Granted these facts, it is not difficult to imagine that the mercenaire enjoyed rather higher standing, both moral and social, than did the routier. He might be a specialist fighter, like the German miners and gunners or the Genoese crossbowmen who were well paid, sometimes even more than knights, for the hire of their valuable skills. Several contributors emphasise the fact that mercenaries were often of good social standing, including bastards of noble families who could not expect to inherit land or wealth, but who none the less regarded themselves as men of honour. Stress may be placed upon a common culture which, as the records of cases heard in England before the Court of Chivalry testify, included an appreciation of the value and importance of heraldry which brought together a wide, international set of men, respectful of one another and of their various skills in arms.
For those not born into such circumstances, military activity and, above all, success in war could lead to both wealth and social advancement. Bernard de la Sale, for instance, came to assume both political and social respectability as a result of his leadership of large groups of routiers in the 1360s. His capture of Figeac, an exploit based on surprise, won him reputation and prestige, as well as a knighthood and the rank of captain of the town for the king of England. His military skills were now recognised and put to good purpose by legitimate authority. Later, he would be found working in the service of the papacy in Italy. The man who had started his military career as a simple escuier had made good. Yet, as Jean-Philippe Genet points out, there was no one who, from beginnings as a routier or mercenaire, made such an impression upon French aristocratic society as Francesco Sforza or Bartolomeo Colleoni were to do in Italy. Does the explanation for this lie simply or largely in the social circumstances of the two very different spheres of activity? Perhaps so.

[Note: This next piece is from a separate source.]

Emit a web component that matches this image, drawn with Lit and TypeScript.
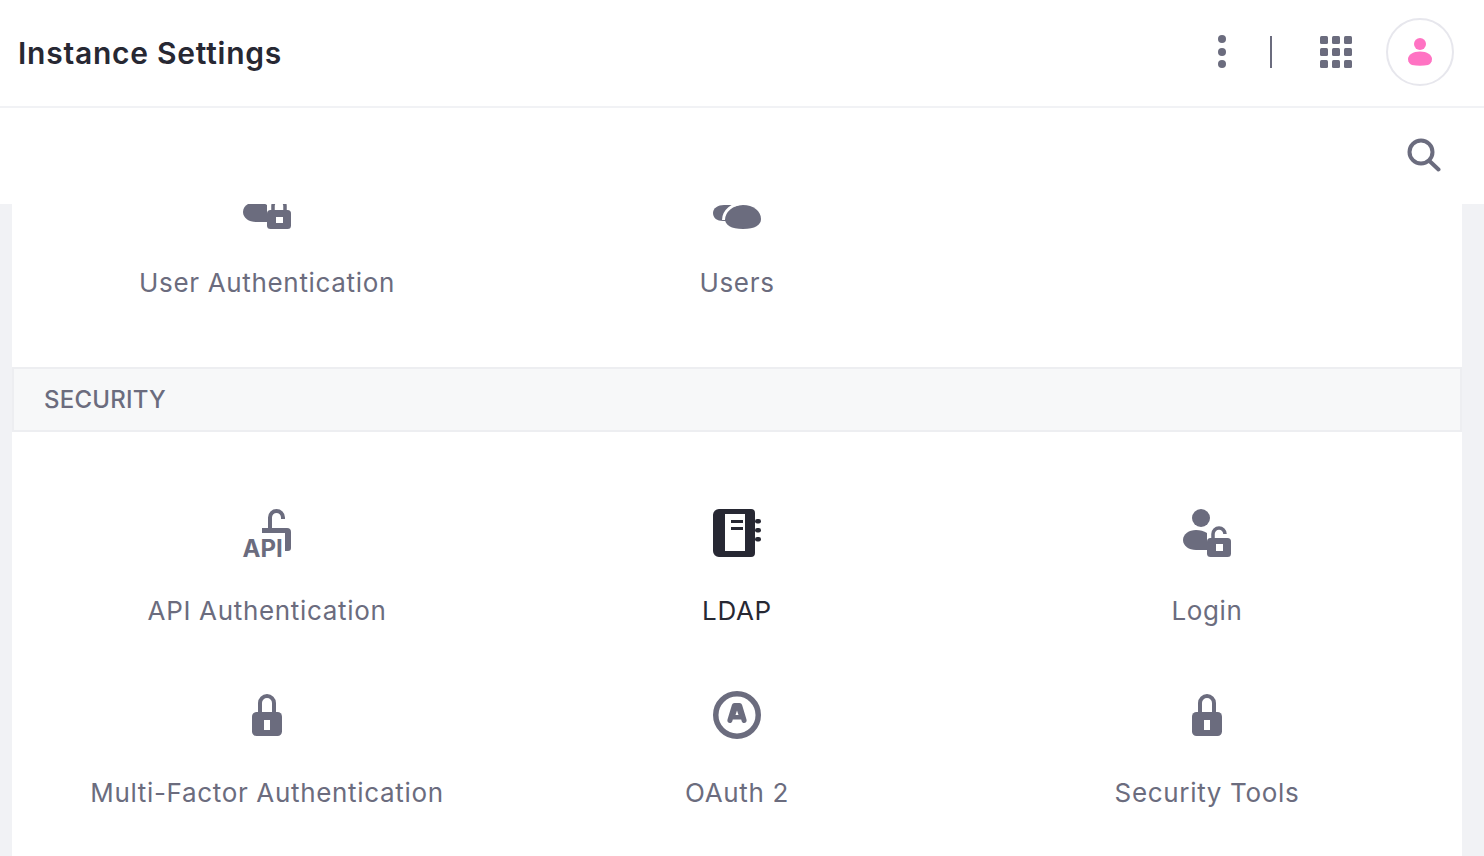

The 14th-century French monarchy showed itself incapable of resolving the military and social problems posed by the companies who, for long decades, showed themselves to be a seriously disruptive element within French society at a period characterised by conflict with England. After the defeat of a French royal army by the routiers at Brignais in April 1362, the effective power of royal authority was further questioned. Not surprisingly, the attempt to control the unruly element in society through the publication of laws and ordinances demanding obedience to that authority was shown to be an inadequate measure. Edward III proved equally powerless when, in November 1364, he issued an order at Westminster commanding English soldiers fighting in France to submit to discipline, a step which he must have known it was impossible to enforce or police effectively.
The solution (if it may be so called) would finally be found in harnessing the energies of the companies into the king’s service through the recruitment of a royal army created to pursue the military interests of the French kingdom as a whole, and answerable to the crown. This took time, but eventually led to the fundamental reforms of the 1430s and 1440s associated with Charles VII. During these years the routiers, now more generally known as écorcheurs, who included a considerable number of foreigners, continued to cause much trouble, particularly in eastern France at a time when authority in those parts was divided between the king of France and the dukes of Burgundy. Yet, it can now be seen that the threat which they posed to society was in decline. War dominated by sieges was no longer proving as attractive and profitable to those seeking a quick return for their efforts as it had once done. Gradually, the challenge which they posed to legal authority came to be met. A prominent leader of a force of écorcheurs, Perrinet Gressart, who had defended La Charité-sur-Loire against royal forces for several years, eventually yielded to the crown, and was appointed captain of the town on the king’s behalf. Like Gressart, Antoine de Chabannes, another leader of écorcheurs, having made a modest fortune out of his activities, chose royal service and a royal paymaster to end his career, suggesting that those of the ‘middling’ nobility who had previously lived off their illicit gains, were now ready to enter royal service as the most acceptable way of furthering their ambitions. Such appointments signalled the success of a major development with far-reaching effects and consequences: the absorption of large numbers of écorcheurs into the army now being created as a ‘state’ army to serve the king and the kingdom, a development which, as Genet points out, would direct the development of military institutions in England and France in different directions for the next two centuries.
This volume of essays constitutes a valuable contribution to an aspect of French history which cannot pass by unnoticed, the laying bare of the many weaknesses of the French crown from the 1320s through to the 1440s, of its inability to control its people, and of the varied factors which contributed to that failure. At the same time, such a series of papers makes a substantial contribution to our understanding of the military society and the routier ‘phenomenon’ of which any study of French history at this period must take account. It underscores the difficulties experienced by the crown in ridding itself of this ‘internal’ threat (the adulation showered upon Bertrand du Guesclin stemmed in part from his ability to bring large routier elements under royal control); and adds significantly to our appreciation of how the revival of the crown’s fortunes under Charles VII was to be advanced by the re-direction of military experience and energy in the cause not of individual gain but of more effective governance from the 1430s onwards.
Presented with a broad range of papers on a variety of sub-themes, the editors have done well to produce an attractive volume which, while recognising the many aspects of the subject under consideration, hangs together successfully. Its practical value would have been even greater had it included an index, particularly a subject index which, although not easy to draw up, always enhances the value of a book of this kind.